Época: De que forma se constrói um ambiente que ofereça essa paz de espírito?
Montagner: Está provado que a água corrente tem o poder de reduzir o ritmo dos batimentos cardíacos e a pressão arterial. Balanços em creches também relaxam. Com o ritmo do coração regulado, o aluno torna-se mais disposto a aprender e a apreender.

Época: Existe uma hora ideal para transmitir conhecimentos?
Montagner: Entre 10 e 11 horas e entre 15 e 16 horas os ritmos cardíacos são mais baixos em todas as crianças. São bons momentos para oferecer conhecimento. Além disso, existe um tempo especial para o aprendizado. Normalmente, ele surge entre duas e três horas depois do despertar.

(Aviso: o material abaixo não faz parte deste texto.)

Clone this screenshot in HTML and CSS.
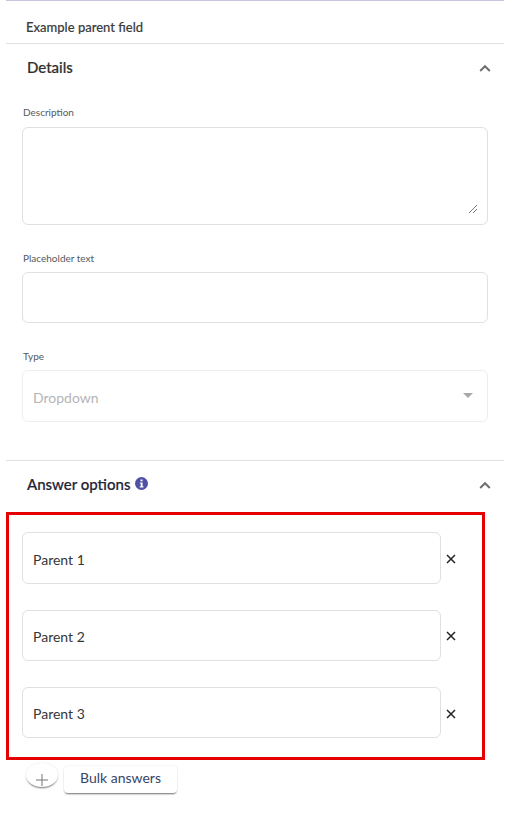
FILE: index.html
```html
<!DOCTYPE html>
<html lang="en">
<head>
<meta charset="utf-8">
<title>Example parent field</title>
<link rel="stylesheet" href="styles.css">
</head>
<body>
<main class="panel">
  <header class="field-title">Example parent field</header>
  <section class="details">
    <div class="section-head">
      <h2>Details</h2>
      <svg class="chevron" viewBox="0 0 12 8"><path d="M1.2 7 6 2.2 10.8 7"/></svg>
    </div>
    <label class="label label-desc">Description</label>
    <div class="box box-area">
      <svg class="grip" viewBox="0 0 10 10"><path d="M1 9 9 1M5 9 9 5"/></svg>
    </div>
    <label class="label label-ph">Placeholder text</label>
    <div class="box box-input"></div>
    <label class="label label-type">Type</label>
    <div class="box box-select">
      <span class="select-value">Dropdown</span>
      <svg class="caret" viewBox="0 0 10 5"><path d="M0 0h10L5 5z"/></svg>
    </div>
  </section>
  <section class="answers">
    <div class="section-head">
      <h2 class="answers-title">Answer options
        <svg class="info" viewBox="0 0 12 12"><circle cx="6" cy="6" r="6"/><rect x="5.1" y="2.2" width="1.9" height="1.8" rx=".4"/><path d="M4.5 5h2.5v3.6h.8v1H4.4v-1h.9V6h-.8z"/></svg>
      </h2>
      <svg class="chevron" viewBox="0 0 12 8"><path d="M1.2 7 6 2.2 10.8 7"/></svg>
    </div>
    <div class="highlight">
      <div class="option option-1">
        <div class="box box-option"><span>Parent 1</span></div>
        <svg class="remove" viewBox="0 0 10 10"><path d="M1 1l8 8M9 1 1 9"/></svg>
      </div>
      <div class="option option-2">
        <div class="box box-option"><span>Parent 2</span></div>
        <svg class="remove" viewBox="0 0 10 10"><path d="M1 1l8 8M9 1 1 9"/></svg>
      </div>
      <div class="option option-3">
        <div class="box box-option"><span>Parent 3</span></div>
        <svg class="remove" viewBox="0 0 10 10"><path d="M1 1l8 8M9 1 1 9"/></svg>
      </div>
    </div>
    <div class="actions">
      <button class="add" type="button" aria-label="Add">
        <svg viewBox="0 0 12 12"><path d="M6 0v12M0 6h12"/></svg>
      </button>
      <button class="bulk" type="button">Bulk answers</button>
    </div>
  </section>
</main>
</body>
</html>
```
FILE: styles.css
```css
* { box-sizing: border-box; }
html, body { margin: 0; padding: 0; background: #fff; }
body { font-family: Lato, "Noto Sans", sans-serif; color: #333; }
.panel {
  width: 498px;
  height: 838px;
  margin-left: 6px;
  border-top: 1px solid #c9c6e2;
}
.field-title {
  height: 43px;
  padding: 18px 0 0 20px;
  font-size: 13px;
  line-height: 17px;
  font-weight: 500;
  color: #3c3c3c;
  -webkit-text-stroke: 0.15px #3c3c3c;
  border-bottom: 1px solid #e0e0e0;
}
.details { height: 417px; padding: 0 16px; border-bottom: 1px solid #e0e0e0; }
.section-head {
  display: flex;
  justify-content: space-between;
  align-items: center;
  height: 48px;
  padding: 0 0 0 5px;
  margin-right: -3px;
}
.section-head h2 {
  margin: 0 0 2px;
  font-size: 15px;
  line-height: 20px;
  font-weight: 500;
  color: #2f2f2f;
  -webkit-text-stroke: 0.2px #2f2f2f;
}
.chevron { width: 12px; height: 8px; }
.chevron path { fill: none; stroke: #6f6f6f; stroke-width: 2; }
.label { display: block; padding-left: 1px; font-size: 10px; line-height: 14px; color: #55585c; }
.label-desc { margin-top: 13px; }
.label-ph { margin-top: 26px; }
.label-type { margin-top: 26px; }
.box { border: 1px solid #e0e0e0; border-radius: 6px; background: #fff; }
.box-area { position: relative; height: 98px; margin-top: 8px; }
.grip { position: absolute; right: 9px; bottom: 10px; width: 10px; height: 10px; }
.grip path { fill: none; stroke: #555; stroke-width: .8; }
.box-input { height: 51px; margin-top: 7px; }
.box-select {
  display: flex;
  justify-content: space-between;
  align-items: center;
  height: 52px;
  margin-top: 7px;
  padding: 0 14px 0 10px;
  border-color: #eeeeee;
}
.select-value { padding-top: 3px; font-size: 14px; line-height: 18px; color: #b5b5b5; }
.caret { width: 10px; height: 5px; margin-top: -1px; }
.caret path { fill: #a9a9a9; }
.answers .section-head { height: 47px; padding-left: 21px; margin-right: 3px; padding-right: 10px; }
.answers-title { display: flex; align-items: center; gap: 5px; color: #22223a !important; }
.info { width: 13px; height: 13px; }
.info circle { fill: #4f51a5; }
.info rect, .info path { fill: #fff; }
.highlight {
  width: 479px;
  height: 248px;
  margin-top: 4px;
  padding: 17px 0 0 13px;
  border: 3px solid #e60000;
}
.option { display: flex; align-items: center; }
.option-2 { margin-top: 26px; }
.option-3 { margin-top: 26px; }
.box-option {
  display: flex;
  align-items: center;
  width: 419px;
  height: 51px;
  padding: 2px 0 0 10px;
  font-size: 14px;
  color: #363636;
}
.option-1 .box-option { height: 52px; }
.remove { width: 10px; height: 10px; margin: 2px 0 0 5px; }
.option-2 .remove { margin-top: 0; }
.remove path { fill: none; stroke: #222; stroke-width: 1.5; }
.actions { display: flex; align-items: flex-start; gap: 6px; padding: 3px 0 0 20px; }
.add {
  display: flex;
  align-items: center;
  justify-content: center;
  width: 32px;
  height: 24px;
  padding: 9px 0 0;
  border: 0;
  border-radius: 50%;
  background: #fff;
  box-shadow: 0 2px 2px -1px rgba(0,0,0,.55), 0 0 2px rgba(0,0,0,.12);
}
.add svg { width: 12px; height: 12px; }
.add path { fill: none; stroke: #777; stroke-width: 1; }
.bulk {
  width: 113px;
  height: 27px;
  margin-top: 3px;
  padding: 0 0 4px;
  border: 0;
  border-radius: 4px;
  background: #fff;
  box-shadow: 0 2px 2px -1px rgba(0,0,0,.55), 0 0 2px rgba(0,0,0,.12);
  font: 14px/20px Lato, "Noto Sans", sans-serif;
  color: #35456b;
}
```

Época: O que as crianças devem fazer entre o momento de acordar e o horário ideal para começar a aprender?
Montagner: Aí está o ponto fundamental de minha proposta de construção de espaços em creches e escolas. Nenhum aluno deve chegar a um centro de ensino e entrar direto na sala de aula para ser bombardeado por informações. Ele deve ter uma hora para dedicar-se a atividades que o acalmem.

Época: Essas atividades devem ser coordenadas pela escola?
Montagner: Não necessariamente. Os espaços devem existir na escola, mas a criança escolhe o que fazer. Ela pode ir para uma sala de pintura ou para uma área onde simplesmente ouça música, ou leia, ou fique quieta, ou escreva. Enfim, o aluno deve ser recebido num ambiente de ensino como alguém importante, cujas vontades são ouvidas. O respeito à opção do aluno permite a aproximação e a confiança para desenvolver o interesse pelo conhecimento.

Época: Essa regra só vale para crianças ou serve também para adultos?
Montagner: Não é restrita. Aplica-se também a adolescentes e adultos. O ritmo do aprendizado não muda. E o interesse das pessoas pode ser recuperado ao longo da vida.